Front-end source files

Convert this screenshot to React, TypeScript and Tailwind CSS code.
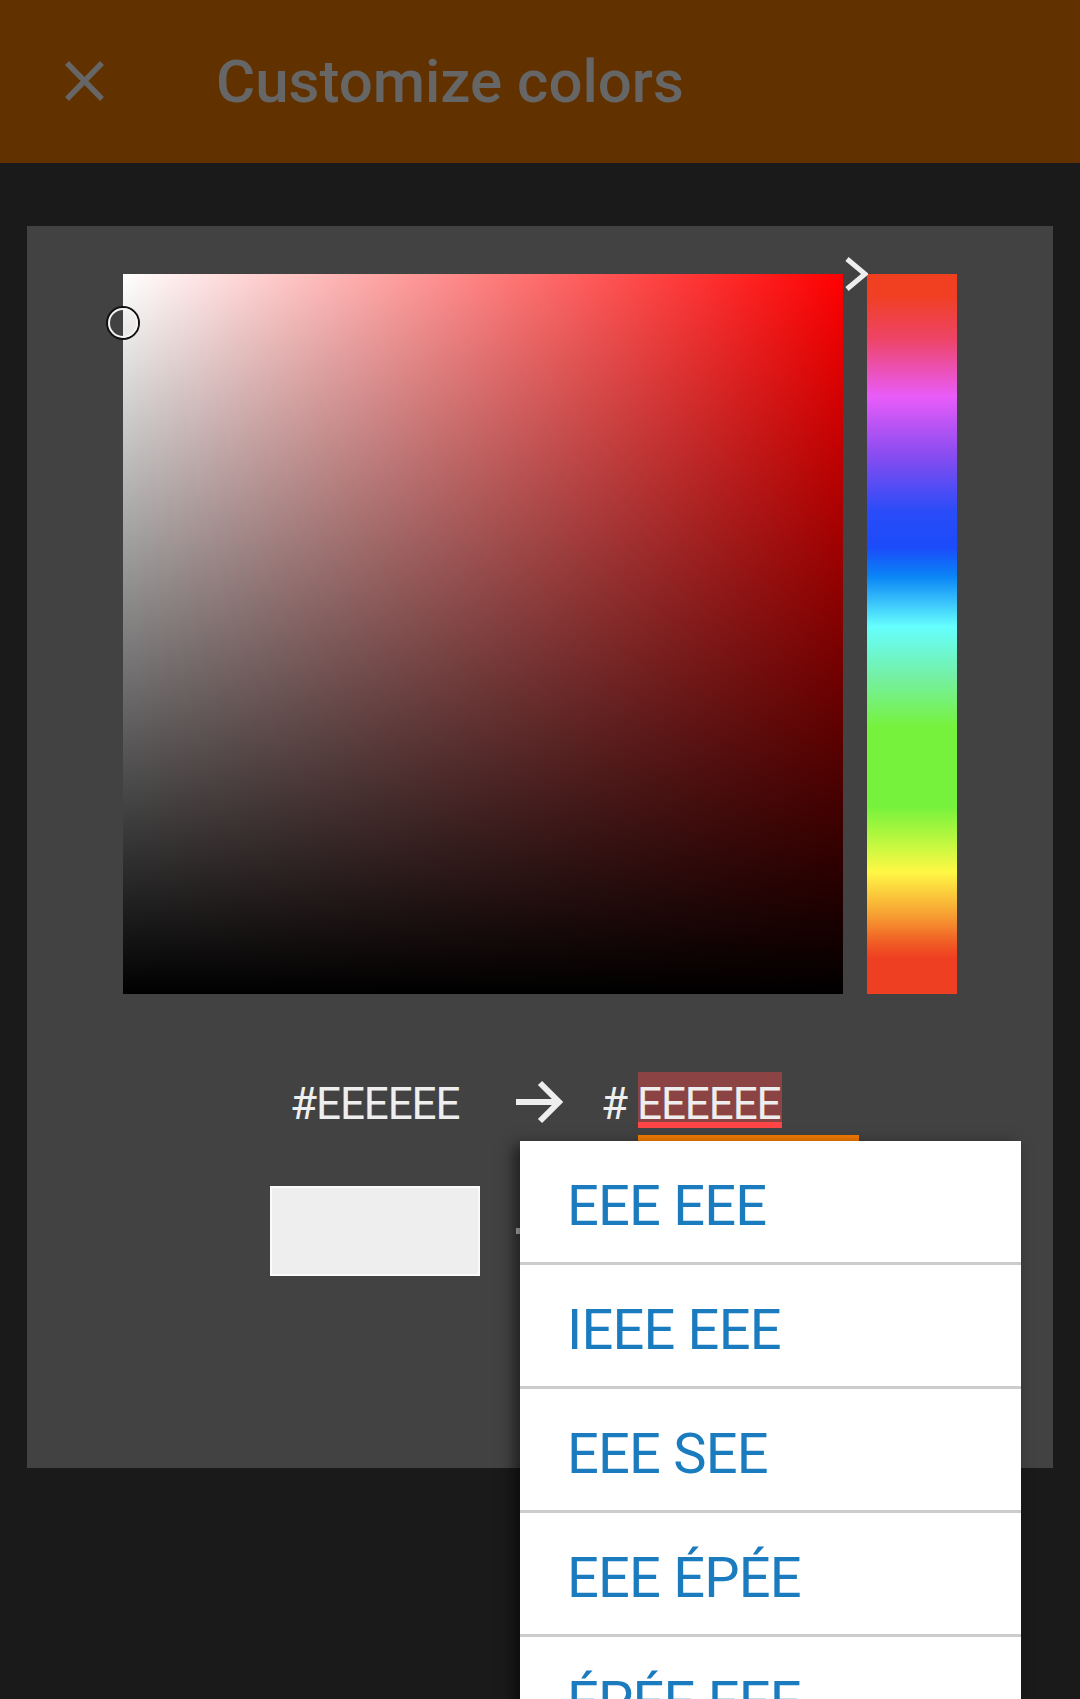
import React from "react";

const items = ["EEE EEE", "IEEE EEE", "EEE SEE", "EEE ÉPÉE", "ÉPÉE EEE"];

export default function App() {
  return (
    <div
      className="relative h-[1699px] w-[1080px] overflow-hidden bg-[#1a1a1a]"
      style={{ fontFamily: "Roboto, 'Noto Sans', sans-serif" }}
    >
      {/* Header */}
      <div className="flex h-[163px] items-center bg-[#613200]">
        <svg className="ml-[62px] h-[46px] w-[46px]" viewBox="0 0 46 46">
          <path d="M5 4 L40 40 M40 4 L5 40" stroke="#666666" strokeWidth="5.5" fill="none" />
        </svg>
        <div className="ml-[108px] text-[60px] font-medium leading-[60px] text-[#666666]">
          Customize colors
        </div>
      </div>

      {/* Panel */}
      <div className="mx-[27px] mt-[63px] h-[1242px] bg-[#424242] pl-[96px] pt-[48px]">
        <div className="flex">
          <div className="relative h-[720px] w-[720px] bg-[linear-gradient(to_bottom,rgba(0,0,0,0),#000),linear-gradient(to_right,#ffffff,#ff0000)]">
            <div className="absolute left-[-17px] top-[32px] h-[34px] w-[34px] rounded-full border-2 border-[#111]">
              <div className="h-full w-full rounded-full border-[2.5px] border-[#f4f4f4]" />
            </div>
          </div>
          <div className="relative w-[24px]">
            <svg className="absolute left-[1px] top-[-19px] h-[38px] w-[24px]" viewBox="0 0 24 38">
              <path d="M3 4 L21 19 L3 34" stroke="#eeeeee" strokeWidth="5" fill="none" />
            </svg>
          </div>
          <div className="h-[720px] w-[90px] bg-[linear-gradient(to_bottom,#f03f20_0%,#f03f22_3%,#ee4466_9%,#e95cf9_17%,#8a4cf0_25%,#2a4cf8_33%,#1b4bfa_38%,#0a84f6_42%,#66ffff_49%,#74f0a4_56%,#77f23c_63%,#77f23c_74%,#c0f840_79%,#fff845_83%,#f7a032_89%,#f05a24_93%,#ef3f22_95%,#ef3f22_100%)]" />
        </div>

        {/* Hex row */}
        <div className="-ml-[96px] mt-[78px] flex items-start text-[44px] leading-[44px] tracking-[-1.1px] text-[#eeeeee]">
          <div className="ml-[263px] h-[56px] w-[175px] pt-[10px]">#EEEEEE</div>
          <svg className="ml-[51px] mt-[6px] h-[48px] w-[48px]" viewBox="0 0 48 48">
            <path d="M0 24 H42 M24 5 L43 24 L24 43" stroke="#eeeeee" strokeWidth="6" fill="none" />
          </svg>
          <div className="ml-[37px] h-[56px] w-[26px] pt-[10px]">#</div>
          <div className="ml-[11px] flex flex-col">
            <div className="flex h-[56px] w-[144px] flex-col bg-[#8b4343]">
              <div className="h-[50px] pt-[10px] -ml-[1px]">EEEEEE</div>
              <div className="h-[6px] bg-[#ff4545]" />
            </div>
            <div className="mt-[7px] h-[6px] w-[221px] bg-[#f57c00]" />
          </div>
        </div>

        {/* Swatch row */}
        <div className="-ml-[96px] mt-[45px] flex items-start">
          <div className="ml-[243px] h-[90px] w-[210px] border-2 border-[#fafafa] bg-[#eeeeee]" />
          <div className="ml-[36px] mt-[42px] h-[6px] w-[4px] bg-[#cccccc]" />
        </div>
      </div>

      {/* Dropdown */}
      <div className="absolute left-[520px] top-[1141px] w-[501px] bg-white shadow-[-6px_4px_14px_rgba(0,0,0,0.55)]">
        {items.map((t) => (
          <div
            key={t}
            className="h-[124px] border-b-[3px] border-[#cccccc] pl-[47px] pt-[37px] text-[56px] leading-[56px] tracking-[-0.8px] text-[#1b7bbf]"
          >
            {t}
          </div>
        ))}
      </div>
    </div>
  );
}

---

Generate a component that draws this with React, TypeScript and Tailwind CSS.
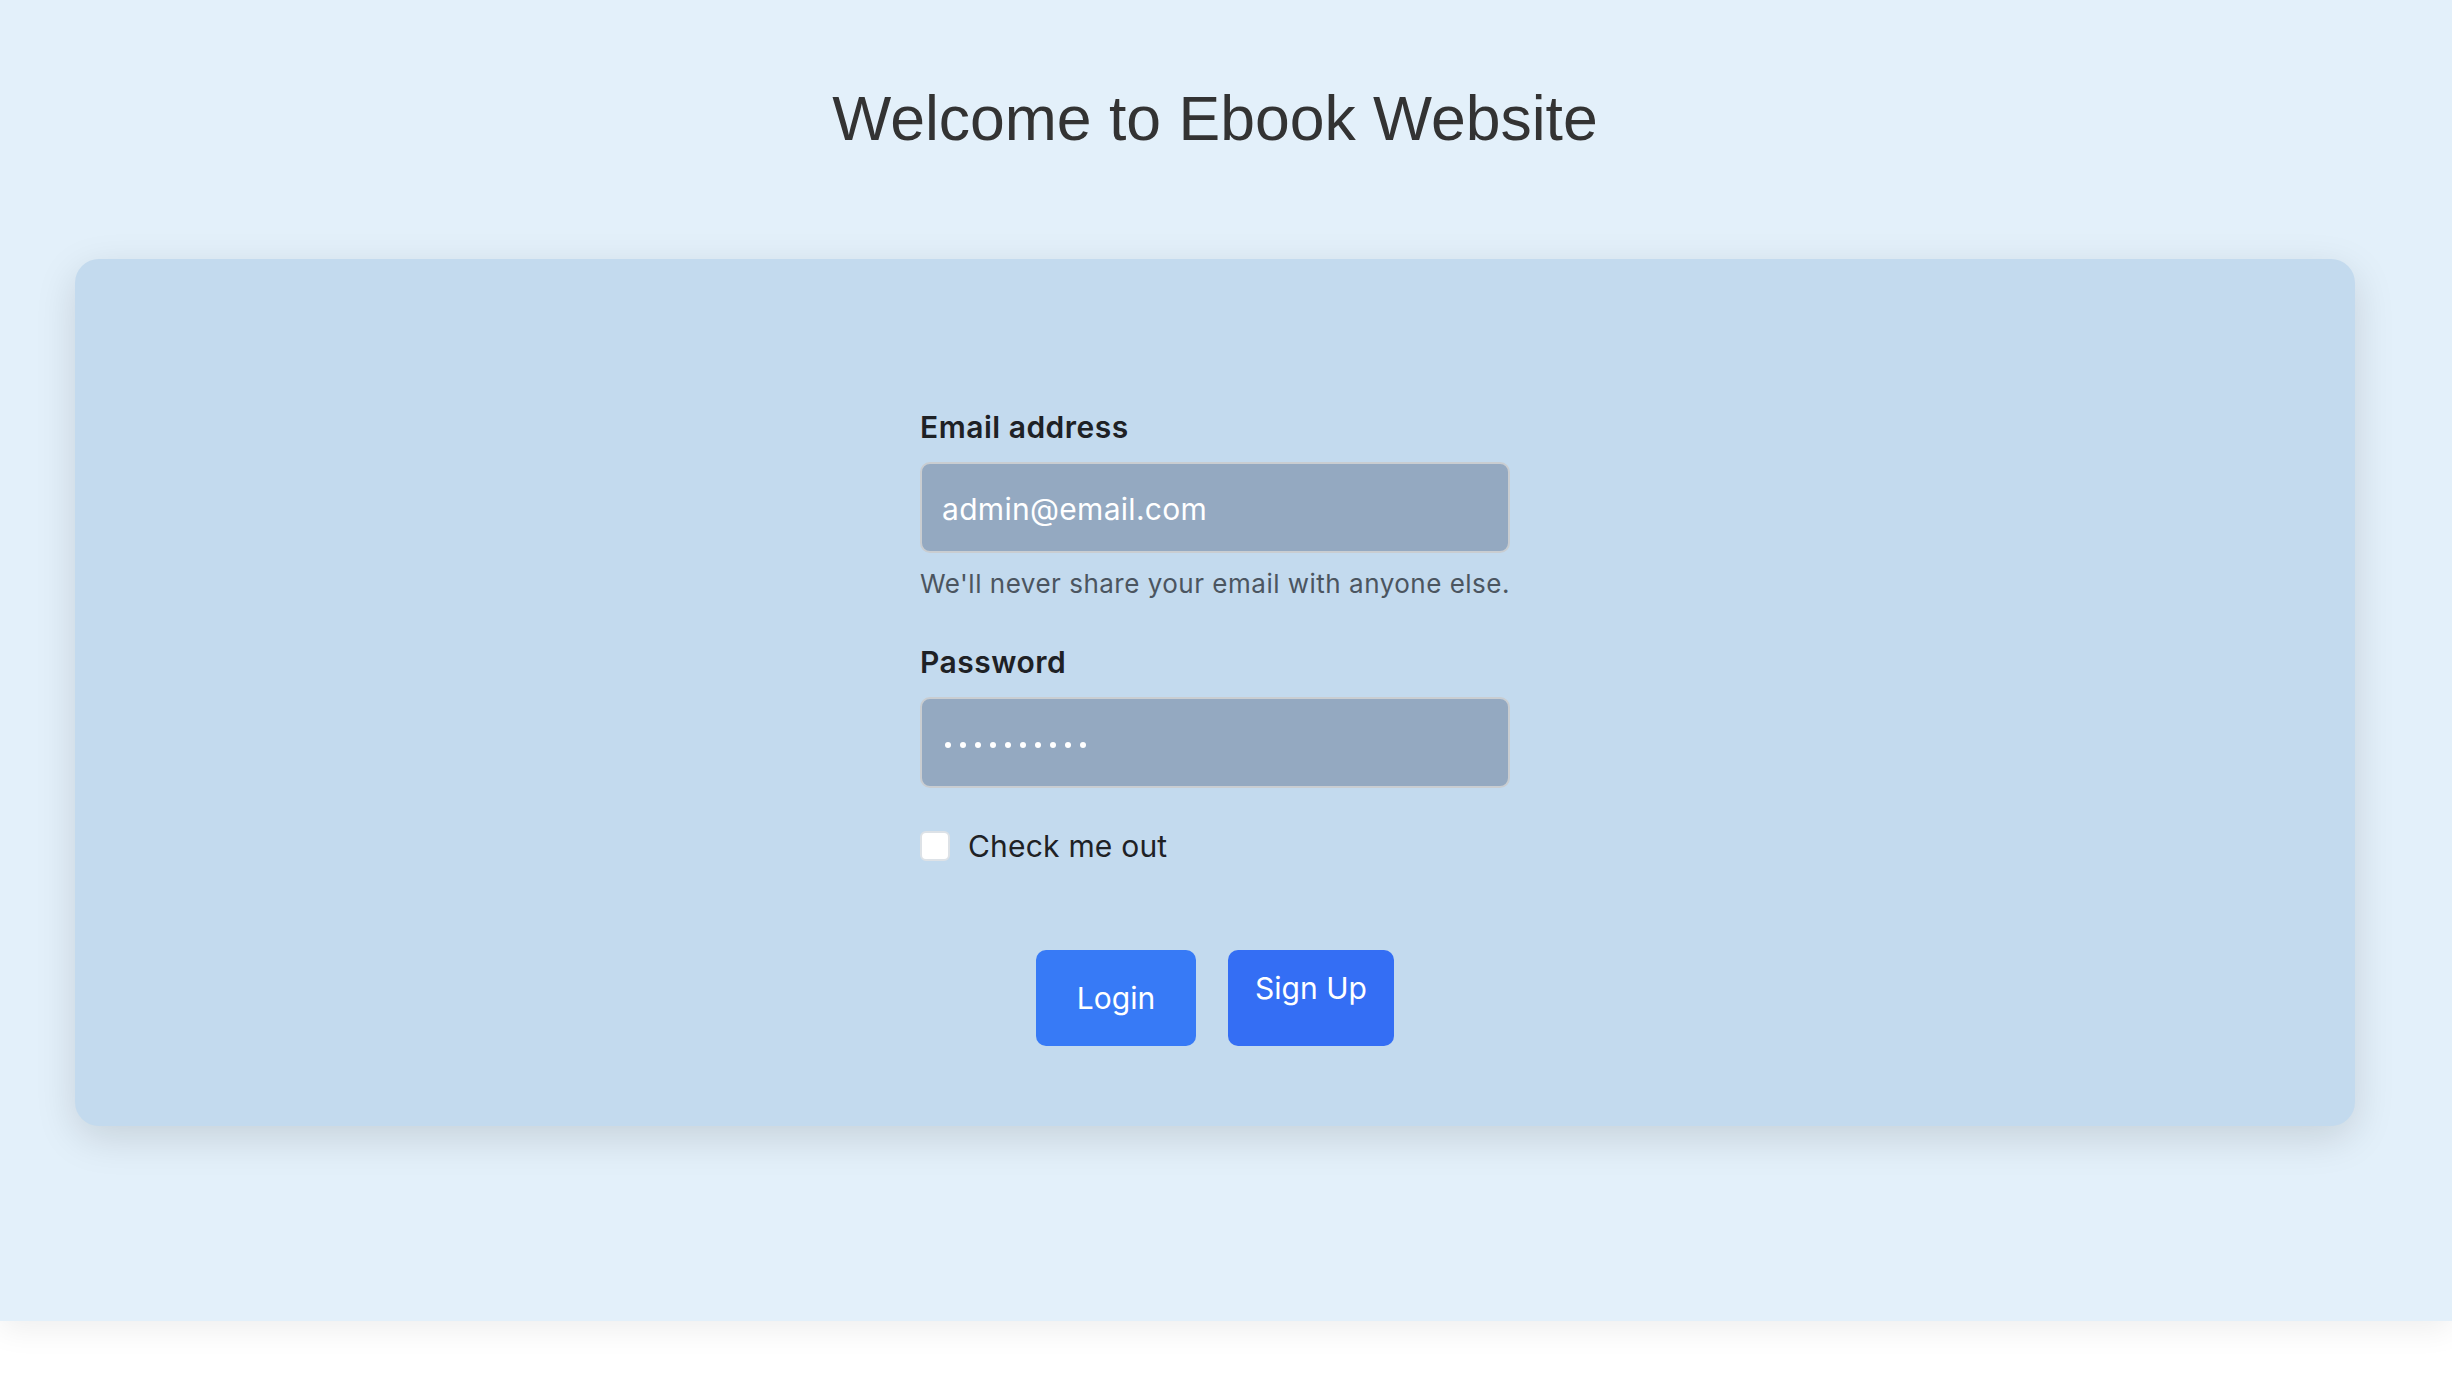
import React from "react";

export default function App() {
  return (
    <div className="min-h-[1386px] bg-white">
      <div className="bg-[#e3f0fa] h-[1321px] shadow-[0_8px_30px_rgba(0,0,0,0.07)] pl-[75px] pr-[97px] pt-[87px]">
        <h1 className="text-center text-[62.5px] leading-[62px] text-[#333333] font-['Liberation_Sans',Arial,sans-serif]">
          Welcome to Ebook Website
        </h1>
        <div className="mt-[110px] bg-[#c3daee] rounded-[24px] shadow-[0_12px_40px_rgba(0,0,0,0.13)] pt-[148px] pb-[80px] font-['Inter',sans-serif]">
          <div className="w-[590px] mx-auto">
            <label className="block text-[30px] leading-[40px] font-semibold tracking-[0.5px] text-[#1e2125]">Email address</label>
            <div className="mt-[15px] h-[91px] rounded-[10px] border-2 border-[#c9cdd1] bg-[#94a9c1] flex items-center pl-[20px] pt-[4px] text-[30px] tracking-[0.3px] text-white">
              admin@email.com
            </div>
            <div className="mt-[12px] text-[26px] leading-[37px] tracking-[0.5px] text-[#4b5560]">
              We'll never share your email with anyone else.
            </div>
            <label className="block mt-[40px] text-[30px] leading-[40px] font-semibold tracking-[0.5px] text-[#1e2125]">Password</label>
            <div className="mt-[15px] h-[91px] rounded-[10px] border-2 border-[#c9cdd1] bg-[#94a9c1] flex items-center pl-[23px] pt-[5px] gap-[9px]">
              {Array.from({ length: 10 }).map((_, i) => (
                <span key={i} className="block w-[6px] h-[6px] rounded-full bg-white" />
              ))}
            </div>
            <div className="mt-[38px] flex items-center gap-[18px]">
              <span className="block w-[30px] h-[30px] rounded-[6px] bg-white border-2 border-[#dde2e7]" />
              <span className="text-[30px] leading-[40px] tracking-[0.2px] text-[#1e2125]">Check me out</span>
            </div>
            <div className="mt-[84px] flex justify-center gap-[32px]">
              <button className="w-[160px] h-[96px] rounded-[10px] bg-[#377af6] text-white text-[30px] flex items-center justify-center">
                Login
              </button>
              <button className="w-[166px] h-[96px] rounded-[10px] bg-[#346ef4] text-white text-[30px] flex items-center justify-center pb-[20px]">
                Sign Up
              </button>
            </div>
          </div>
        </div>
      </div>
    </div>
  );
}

Short task = Search the listing for the word "Tailwind" and return each line that holds it.

Result below =
Convert this screenshot to React, TypeScript and Tailwind CSS code.
Generate a component that draws this with React, TypeScript and Tailwind CSS.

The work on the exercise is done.